I recently discovered I love quinoa. My husband bought a giant bag at Costco one weekend and we have tried to come up with different dishes to use it up. I also love Mexican and crave it often. To satisfy my crave and use up that bag, I came up with an alternative that wasn’t loaded down with cheese and is easy to throw together on those busy evenings.
Ingredients:
- Red Quinoa
- Vegetable or Chicken Broth
- Chile Olive Oil (I used Ah Love Oil)
- Red and Green bell pepper (diced)
- Yellow Onion (diced)
- Fresh Garlic clove
- Chile powder
- Can of Corn
- Can of black beans
- Cherry or grape tomoatoes (cut in half)
- Avocado
- Low far Sour Cream
- Lime
Here’s how to make it:
- Follow cooking instructions for Quinoa using 1 cup quinoa, 1 cup broth and 1 cup water.

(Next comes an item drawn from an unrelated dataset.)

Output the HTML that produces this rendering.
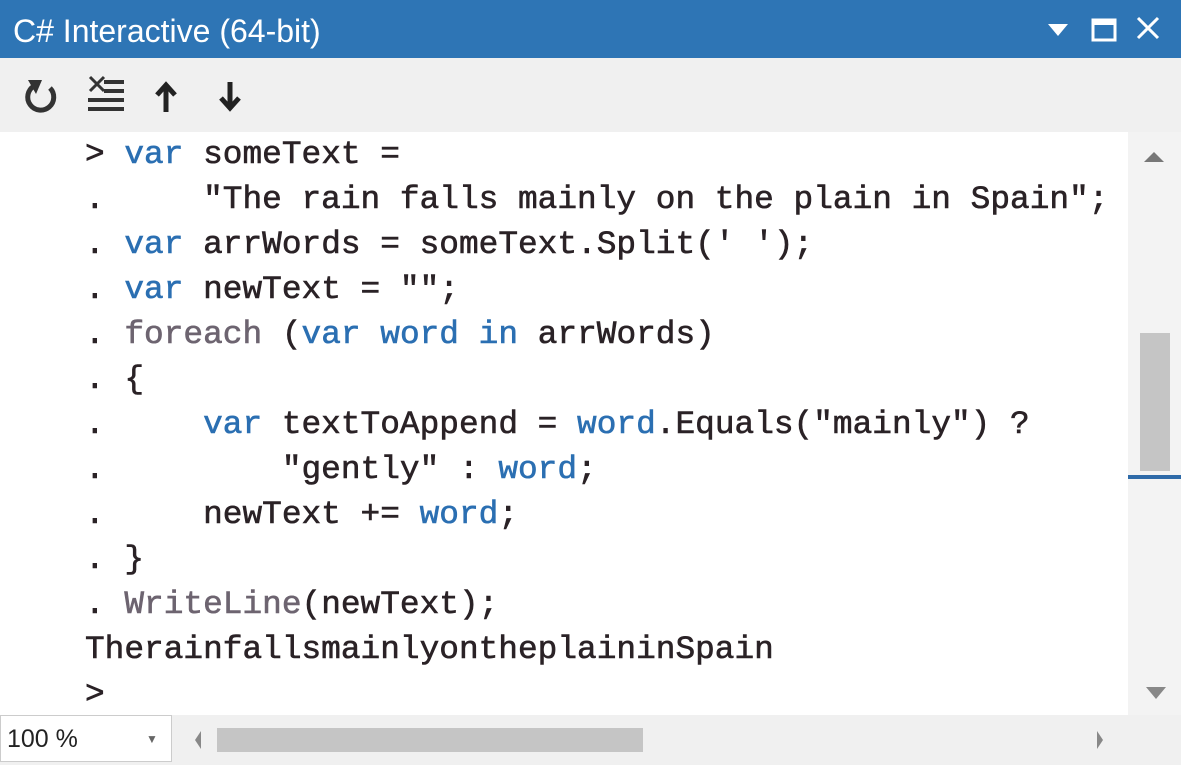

- Sauté peppers and onion in chile olive oil. Add chile powder, salt, pepper, and crushed garlic to taste ( I didn’t measure) continue to sauté until desired texture.

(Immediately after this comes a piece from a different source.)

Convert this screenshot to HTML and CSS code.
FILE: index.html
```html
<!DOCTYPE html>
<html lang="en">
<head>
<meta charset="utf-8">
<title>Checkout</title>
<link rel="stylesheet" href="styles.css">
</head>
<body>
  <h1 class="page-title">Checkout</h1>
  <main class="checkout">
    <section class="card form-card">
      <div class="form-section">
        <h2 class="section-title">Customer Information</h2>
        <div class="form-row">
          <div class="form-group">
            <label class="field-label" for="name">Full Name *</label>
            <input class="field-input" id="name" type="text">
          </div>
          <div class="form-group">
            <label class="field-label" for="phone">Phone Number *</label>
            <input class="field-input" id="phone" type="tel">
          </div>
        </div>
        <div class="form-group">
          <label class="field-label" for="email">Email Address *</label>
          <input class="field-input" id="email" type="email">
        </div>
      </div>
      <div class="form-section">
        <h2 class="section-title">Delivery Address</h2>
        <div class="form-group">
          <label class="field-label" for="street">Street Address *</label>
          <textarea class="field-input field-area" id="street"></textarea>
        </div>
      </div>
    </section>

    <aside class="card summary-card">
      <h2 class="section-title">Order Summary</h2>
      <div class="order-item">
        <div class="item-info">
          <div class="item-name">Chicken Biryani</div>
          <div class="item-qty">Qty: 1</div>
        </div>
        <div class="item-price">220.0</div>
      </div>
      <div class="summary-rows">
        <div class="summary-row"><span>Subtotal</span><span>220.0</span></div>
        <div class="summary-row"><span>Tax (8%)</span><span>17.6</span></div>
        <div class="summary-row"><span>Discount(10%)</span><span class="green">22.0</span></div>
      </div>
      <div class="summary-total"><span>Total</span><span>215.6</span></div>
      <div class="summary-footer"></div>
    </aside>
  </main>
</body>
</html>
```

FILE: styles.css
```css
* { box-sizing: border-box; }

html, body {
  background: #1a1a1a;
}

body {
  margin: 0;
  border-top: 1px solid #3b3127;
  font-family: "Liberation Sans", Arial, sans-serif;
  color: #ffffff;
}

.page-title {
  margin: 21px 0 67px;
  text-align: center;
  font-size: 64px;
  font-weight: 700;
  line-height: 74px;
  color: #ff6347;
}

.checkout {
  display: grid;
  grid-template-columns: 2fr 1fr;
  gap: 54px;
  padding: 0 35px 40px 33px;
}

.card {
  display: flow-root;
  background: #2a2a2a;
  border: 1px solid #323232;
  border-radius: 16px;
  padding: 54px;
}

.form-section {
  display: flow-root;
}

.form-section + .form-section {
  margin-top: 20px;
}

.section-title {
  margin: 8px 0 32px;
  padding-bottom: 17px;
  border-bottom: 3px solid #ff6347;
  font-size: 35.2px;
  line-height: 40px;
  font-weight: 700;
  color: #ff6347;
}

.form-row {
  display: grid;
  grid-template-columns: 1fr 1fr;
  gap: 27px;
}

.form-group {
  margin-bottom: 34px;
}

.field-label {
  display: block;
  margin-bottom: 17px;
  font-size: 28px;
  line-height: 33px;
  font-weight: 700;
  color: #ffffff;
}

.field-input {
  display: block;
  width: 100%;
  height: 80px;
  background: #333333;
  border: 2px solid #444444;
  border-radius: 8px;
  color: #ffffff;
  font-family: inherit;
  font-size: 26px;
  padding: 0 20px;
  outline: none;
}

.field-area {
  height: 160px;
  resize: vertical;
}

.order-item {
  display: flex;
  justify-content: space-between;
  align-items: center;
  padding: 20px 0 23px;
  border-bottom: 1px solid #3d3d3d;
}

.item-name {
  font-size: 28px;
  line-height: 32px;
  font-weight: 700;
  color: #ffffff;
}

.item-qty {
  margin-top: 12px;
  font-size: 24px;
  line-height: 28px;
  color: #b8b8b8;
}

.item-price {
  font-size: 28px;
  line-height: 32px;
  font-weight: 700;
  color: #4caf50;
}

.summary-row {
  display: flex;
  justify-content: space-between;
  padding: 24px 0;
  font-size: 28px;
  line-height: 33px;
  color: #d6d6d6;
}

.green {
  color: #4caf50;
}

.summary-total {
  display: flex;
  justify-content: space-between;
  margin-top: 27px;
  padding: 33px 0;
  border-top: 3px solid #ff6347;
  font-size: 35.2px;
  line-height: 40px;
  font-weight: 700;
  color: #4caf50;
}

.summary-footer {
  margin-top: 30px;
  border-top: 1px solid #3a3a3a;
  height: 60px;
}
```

- Meanwhile, drain corn and black beans.
- Slice avocado
- Place a serving of quinoa on a dish. Top with sautéed peppers and onions, corn, black beans, tomatoes and avocado. Add a little sour cream and squeeze lime all over.
- Enjoy!
The dish was a hit with my husband and have made it several times since my first trial run. It makes a lot so you can take it for lunch the next day or use the left over ingredients to create a new dish or use in a salad.